Give all the lines below again, exactly, with no pictures.
--- DATASET EXCERPT ---
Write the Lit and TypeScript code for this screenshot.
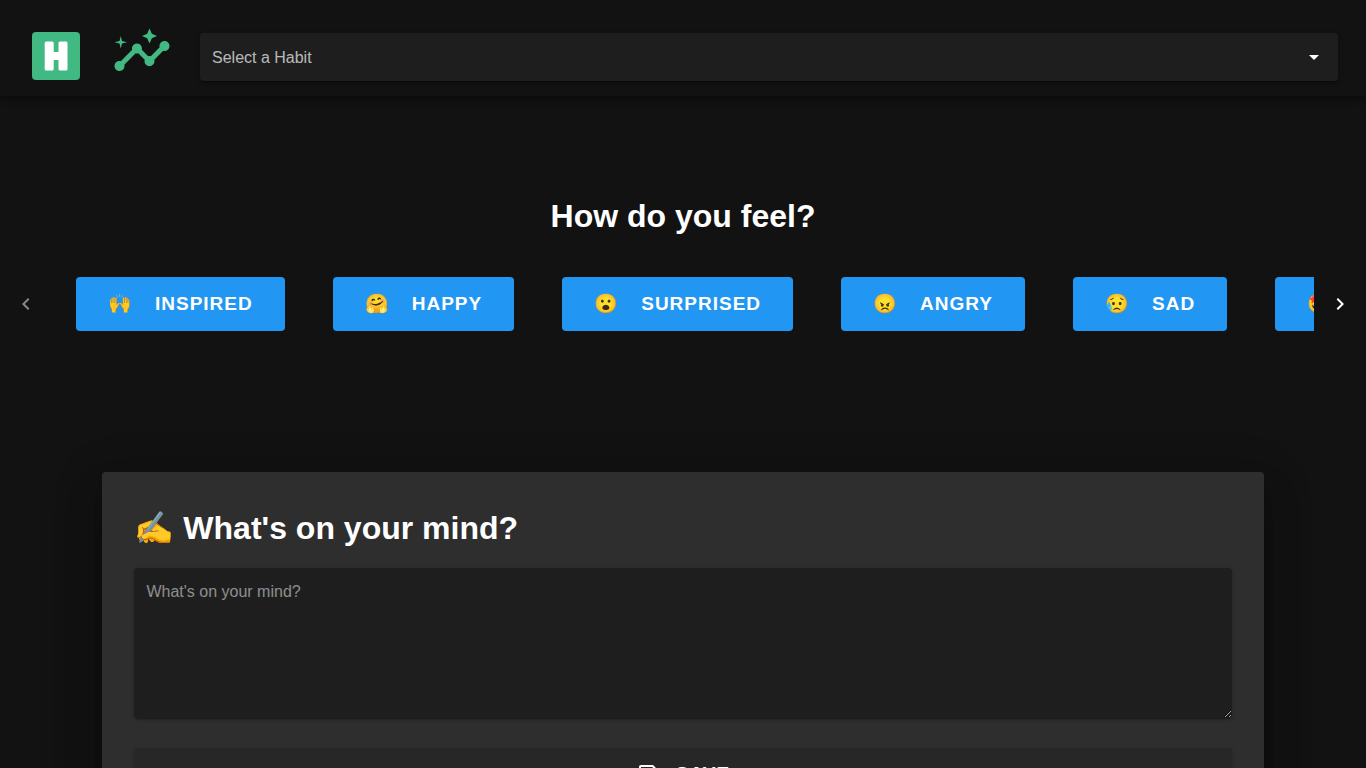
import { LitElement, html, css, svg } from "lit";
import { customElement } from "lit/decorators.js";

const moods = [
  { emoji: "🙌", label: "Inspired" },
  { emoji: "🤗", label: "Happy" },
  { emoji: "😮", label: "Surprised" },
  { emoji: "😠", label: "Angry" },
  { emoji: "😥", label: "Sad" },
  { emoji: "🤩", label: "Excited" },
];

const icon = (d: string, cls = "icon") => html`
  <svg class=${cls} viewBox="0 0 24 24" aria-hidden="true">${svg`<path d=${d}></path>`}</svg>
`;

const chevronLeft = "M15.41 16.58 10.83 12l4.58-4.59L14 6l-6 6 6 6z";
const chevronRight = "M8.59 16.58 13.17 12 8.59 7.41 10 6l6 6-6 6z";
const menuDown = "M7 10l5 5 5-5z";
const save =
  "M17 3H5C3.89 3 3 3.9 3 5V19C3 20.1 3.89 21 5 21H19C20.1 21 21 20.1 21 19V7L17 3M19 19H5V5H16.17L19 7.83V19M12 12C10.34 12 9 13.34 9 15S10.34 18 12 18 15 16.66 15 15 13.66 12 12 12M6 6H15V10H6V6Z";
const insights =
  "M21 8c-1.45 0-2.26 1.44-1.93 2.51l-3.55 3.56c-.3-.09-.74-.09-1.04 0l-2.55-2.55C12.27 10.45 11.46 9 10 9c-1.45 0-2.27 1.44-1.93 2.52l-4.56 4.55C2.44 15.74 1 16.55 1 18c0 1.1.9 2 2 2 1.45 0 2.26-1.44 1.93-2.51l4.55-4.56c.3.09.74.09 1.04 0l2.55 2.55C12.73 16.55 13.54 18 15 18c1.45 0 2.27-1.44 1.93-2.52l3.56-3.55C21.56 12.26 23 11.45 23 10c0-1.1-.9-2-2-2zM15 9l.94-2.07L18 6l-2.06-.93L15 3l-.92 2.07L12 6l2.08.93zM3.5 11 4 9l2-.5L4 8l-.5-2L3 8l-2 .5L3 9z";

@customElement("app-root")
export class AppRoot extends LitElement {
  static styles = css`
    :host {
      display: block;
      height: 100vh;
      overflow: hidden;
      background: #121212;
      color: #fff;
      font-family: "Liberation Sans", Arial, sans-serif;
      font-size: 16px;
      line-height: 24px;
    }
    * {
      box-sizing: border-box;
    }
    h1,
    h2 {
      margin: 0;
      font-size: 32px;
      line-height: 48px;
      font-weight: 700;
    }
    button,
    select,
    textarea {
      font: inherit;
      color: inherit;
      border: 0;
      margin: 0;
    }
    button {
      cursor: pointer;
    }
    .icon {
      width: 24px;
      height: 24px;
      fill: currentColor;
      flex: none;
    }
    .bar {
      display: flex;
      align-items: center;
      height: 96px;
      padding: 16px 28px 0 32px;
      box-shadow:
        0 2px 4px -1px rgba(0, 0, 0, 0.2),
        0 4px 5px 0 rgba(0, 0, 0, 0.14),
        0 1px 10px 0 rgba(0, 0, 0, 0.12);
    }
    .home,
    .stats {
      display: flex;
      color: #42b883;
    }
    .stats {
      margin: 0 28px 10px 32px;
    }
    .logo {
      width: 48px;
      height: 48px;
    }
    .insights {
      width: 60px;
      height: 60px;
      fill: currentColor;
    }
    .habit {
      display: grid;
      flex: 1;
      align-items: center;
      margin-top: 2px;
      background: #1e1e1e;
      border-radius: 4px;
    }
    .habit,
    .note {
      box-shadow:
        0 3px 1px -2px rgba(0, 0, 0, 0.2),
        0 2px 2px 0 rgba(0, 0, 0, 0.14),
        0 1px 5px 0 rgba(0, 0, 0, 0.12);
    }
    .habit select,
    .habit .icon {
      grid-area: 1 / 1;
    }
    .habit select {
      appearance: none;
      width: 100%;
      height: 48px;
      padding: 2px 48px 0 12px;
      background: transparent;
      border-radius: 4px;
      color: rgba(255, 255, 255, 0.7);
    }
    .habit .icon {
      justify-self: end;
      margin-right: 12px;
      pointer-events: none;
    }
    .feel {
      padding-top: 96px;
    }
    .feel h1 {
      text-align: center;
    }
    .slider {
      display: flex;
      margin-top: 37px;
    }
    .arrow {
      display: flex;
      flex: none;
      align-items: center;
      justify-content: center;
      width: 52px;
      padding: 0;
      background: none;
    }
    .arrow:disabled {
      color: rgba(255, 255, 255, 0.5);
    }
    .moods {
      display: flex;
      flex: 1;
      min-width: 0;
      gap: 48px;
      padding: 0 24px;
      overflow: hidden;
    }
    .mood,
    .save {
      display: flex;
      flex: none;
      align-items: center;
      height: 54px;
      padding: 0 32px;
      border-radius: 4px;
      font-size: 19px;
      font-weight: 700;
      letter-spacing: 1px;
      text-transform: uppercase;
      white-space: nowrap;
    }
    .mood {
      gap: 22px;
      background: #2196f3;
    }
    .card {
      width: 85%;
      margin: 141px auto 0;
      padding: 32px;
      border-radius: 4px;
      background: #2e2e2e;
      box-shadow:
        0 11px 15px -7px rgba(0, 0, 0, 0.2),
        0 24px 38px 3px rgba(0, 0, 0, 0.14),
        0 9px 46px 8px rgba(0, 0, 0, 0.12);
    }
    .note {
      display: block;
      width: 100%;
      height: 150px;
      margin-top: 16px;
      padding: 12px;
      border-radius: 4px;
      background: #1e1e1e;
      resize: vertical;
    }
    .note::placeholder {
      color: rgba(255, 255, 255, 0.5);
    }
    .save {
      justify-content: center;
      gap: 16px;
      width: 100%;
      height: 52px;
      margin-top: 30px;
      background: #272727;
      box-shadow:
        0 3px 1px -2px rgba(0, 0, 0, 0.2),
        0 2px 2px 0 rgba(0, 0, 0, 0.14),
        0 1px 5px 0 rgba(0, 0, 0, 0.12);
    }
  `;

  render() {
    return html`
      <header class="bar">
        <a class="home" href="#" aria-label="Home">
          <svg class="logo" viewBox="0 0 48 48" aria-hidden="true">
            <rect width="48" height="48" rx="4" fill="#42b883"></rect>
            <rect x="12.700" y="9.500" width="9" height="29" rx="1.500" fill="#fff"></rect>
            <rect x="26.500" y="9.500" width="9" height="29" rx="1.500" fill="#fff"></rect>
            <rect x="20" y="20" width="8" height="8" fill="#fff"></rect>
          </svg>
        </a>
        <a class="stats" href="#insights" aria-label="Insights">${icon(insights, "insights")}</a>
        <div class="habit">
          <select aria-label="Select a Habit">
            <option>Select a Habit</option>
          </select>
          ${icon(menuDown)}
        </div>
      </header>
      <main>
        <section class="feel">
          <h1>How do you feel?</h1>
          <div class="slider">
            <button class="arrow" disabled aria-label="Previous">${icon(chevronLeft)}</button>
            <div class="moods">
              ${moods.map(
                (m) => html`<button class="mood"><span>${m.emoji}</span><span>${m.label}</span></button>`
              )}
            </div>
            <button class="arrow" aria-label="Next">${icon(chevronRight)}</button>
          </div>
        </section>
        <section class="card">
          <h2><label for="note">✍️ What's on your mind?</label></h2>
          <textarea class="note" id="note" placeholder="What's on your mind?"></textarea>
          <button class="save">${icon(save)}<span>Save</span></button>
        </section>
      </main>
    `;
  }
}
---
__SOLUTION FOR THIS TASK__.
Write the Lit and TypeScript code for this screenshot.
import { LitElement, html, css, svg } from "lit";
import { customElement } from "lit/decorators.js";

const moods = [
  { emoji: "🙌", label: "Inspired" },
  { emoji: "🤗", label: "Happy" },
  { emoji: "😮", label: "Surprised" },
  { emoji: "😠", label: "Angry" },
  { emoji: "😥", label: "Sad" },
  { emoji: "🤩", label: "Excited" },
];

const icon = (d: string, cls = "icon") => html`
  <svg class=${cls} viewBox="0 0 24 24" aria-hidden="true">${svg`<path d=${d}></path>`}</svg>
`;

const chevronLeft = "M15.41 16.58 10.83 12l4.58-4.59L14 6l-6 6 6 6z";
const chevronRight = "M8.59 16.58 13.17 12 8.59 7.41 10 6l6 6-6 6z";
const menuDown = "M7 10l5 5 5-5z";
const save =
  "M17 3H5C3.89 3 3 3.9 3 5V19C3 20.1 3.89 21 5 21H19C20.1 21 21 20.1 21 19V7L17 3M19 19H5V5H16.17L19 7.83V19M12 12C10.34 12 9 13.34 9 15S10.34 18 12 18 15 16.66 15 15 13.66 12 12 12M6 6H15V10H6V6Z";
const insights =
  "M21 8c-1.45 0-2.26 1.44-1.93 2.51l-3.55 3.56c-.3-.09-.74-.09-1.04 0l-2.55-2.55C12.27 10.45 11.46 9 10 9c-1.45 0-2.27 1.44-1.93 2.52l-4.56 4.55C2.44 15.74 1 16.55 1 18c0 1.1.9 2 2 2 1.45 0 2.26-1.44 1.93-2.51l4.55-4.56c.3.09.74.09 1.04 0l2.55 2.55C12.73 16.55 13.54 18 15 18c1.45 0 2.27-1.44 1.93-2.52l3.56-3.55C21.56 12.26 23 11.45 23 10c0-1.1-.9-2-2-2zM15 9l.94-2.07L18 6l-2.06-.93L15 3l-.92 2.07L12 6l2.08.93zM3.5 11 4 9l2-.5L4 8l-.5-2L3 8l-2 .5L3 9z";

@customElement("app-root")
export class AppRoot extends LitElement {
  static styles = css`
    :host {
      display: block;
      height: 100vh;
      overflow: hidden;
      background: #121212;
      color: #fff;
      font-family: "Liberation Sans", Arial, sans-serif;
      font-size: 16px;
      line-height: 24px;
    }
    * {
      box-sizing: border-box;
    }
    h1,
    h2 {
      margin: 0;
      font-size: 32px;
      line-height: 48px;
      font-weight: 700;
    }
    button,
    select,
    textarea {
      font: inherit;
      color: inherit;
      border: 0;
      margin: 0;
    }
    button {
      cursor: pointer;
    }
    .icon {
      width: 24px;
      height: 24px;
      fill: currentColor;
      flex: none;
    }
    .bar {
      display: flex;
      align-items: center;
      height: 96px;
      padding: 16px 28px 0 32px;
      box-shadow:
        0 2px 4px -1px rgba(0, 0, 0, 0.2),
        0 4px 5px 0 rgba(0, 0, 0, 0.14),
        0 1px 10px 0 rgba(0, 0, 0, 0.12);
    }
    .home,
    .stats {
      display: flex;
      color: #42b883;
    }
    .stats {
      margin: 0 28px 10px 32px;
    }
    .logo {
      width: 48px;
      height: 48px;
    }
    .insights {
      width: 60px;
      height: 60px;
      fill: currentColor;
    }
    .habit {
      display: grid;
      flex: 1;
      align-items: center;
      margin-top: 2px;
      background: #1e1e1e;
      border-radius: 4px;
    }
    .habit,
    .note {
      box-shadow:
        0 3px 1px -2px rgba(0, 0, 0, 0.2),
        0 2px 2px 0 rgba(0, 0, 0, 0.14),
        0 1px 5px 0 rgba(0, 0, 0, 0.12);
    }
    .habit select,
    .habit .icon {
      grid-area: 1 / 1;
    }
    .habit select {
      appearance: none;
      width: 100%;
      height: 48px;
      padding: 2px 48px 0 12px;
      background: transparent;
      border-radius: 4px;
      color: rgba(255, 255, 255, 0.7);
    }
    .habit .icon {
      justify-self: end;
      margin-right: 12px;
      pointer-events: none;
    }
    .feel {
      padding-top: 96px;
    }
    .feel h1 {
      text-align: center;
    }
    .slider {
      display: flex;
      margin-top: 37px;
    }
    .arrow {
      display: flex;
      flex: none;
      align-items: center;
      justify-content: center;
      width: 52px;
      padding: 0;
      background: none;
    }
    .arrow:disabled {
      color: rgba(255, 255, 255, 0.5);
    }
    .moods {
      display: flex;
      flex: 1;
      min-width: 0;
      gap: 48px;
      padding: 0 24px;
      overflow: hidden;
    }
    .mood,
    .save {
      display: flex;
      flex: none;
      align-items: center;
      height: 54px;
      padding: 0 32px;
      border-radius: 4px;
      font-size: 19px;
      font-weight: 700;
      letter-spacing: 1px;
      text-transform: uppercase;
      white-space: nowrap;
    }
    .mood {
      gap: 22px;
      background: #2196f3;
    }
    .card {
      width: 85%;
      margin: 141px auto 0;
      padding: 32px;
      border-radius: 4px;
      background: #2e2e2e;
      box-shadow:
        0 11px 15px -7px rgba(0, 0, 0, 0.2),
        0 24px 38px 3px rgba(0, 0, 0, 0.14),
        0 9px 46px 8px rgba(0, 0, 0, 0.12);
    }
    .note {
      display: block;
      width: 100%;
      height: 150px;
      margin-top: 16px;
      padding: 12px;
      border-radius: 4px;
      background: #1e1e1e;
      resize: vertical;
    }
    .note::placeholder {
      color: rgba(255, 255, 255, 0.5);
    }
    .save {
      justify-content: center;
      gap: 16px;
      width: 100%;
      height: 52px;
      margin-top: 30px;
      background: #272727;
      box-shadow:
        0 3px 1px -2px rgba(0, 0, 0, 0.2),
        0 2px 2px 0 rgba(0, 0, 0, 0.14),
        0 1px 5px 0 rgba(0, 0, 0, 0.12);
    }
  `;

  render() {
    return html`
      <header class="bar">
        <a class="home" href="#" aria-label="Home">
          <svg class="logo" viewBox="0 0 48 48" aria-hidden="true">
            <rect width="48" height="48" rx="4" fill="#42b883"></rect>
            <rect x="12.700" y="9.500" width="9" height="29" rx="1.500" fill="#fff"></rect>
            <rect x="26.500" y="9.500" width="9" height="29" rx="1.500" fill="#fff"></rect>
            <rect x="20" y="20" width="8" height="8" fill="#fff"></rect>
          </svg>
        </a>
        <a class="stats" href="#insights" aria-label="Insights">${icon(insights, "insights")}</a>
        <div class="habit">
          <select aria-label="Select a Habit">
            <option>Select a Habit</option>
          </select>
          ${icon(menuDown)}
        </div>
      </header>
      <main>
        <section class="feel">
          <h1>How do you feel?</h1>
          <div class="slider">
            <button class="arrow" disabled aria-label="Previous">${icon(chevronLeft)}</button>
            <div class="moods">
              ${moods.map(
                (m) => html`<button class="mood"><span>${m.emoji}</span><span>${m.label}</span></button>`
              )}
            </div>
            <button class="arrow" aria-label="Next">${icon(chevronRight)}</button>
          </div>
        </section>
        <section class="card">
          <h2><label for="note">✍️ What's on your mind?</label></h2>
          <textarea class="note" id="note" placeholder="What's on your mind?"></textarea>
          <button class="save">${icon(save)}<span>Save</span></button>
        </section>
      </main>
    `;
  }
}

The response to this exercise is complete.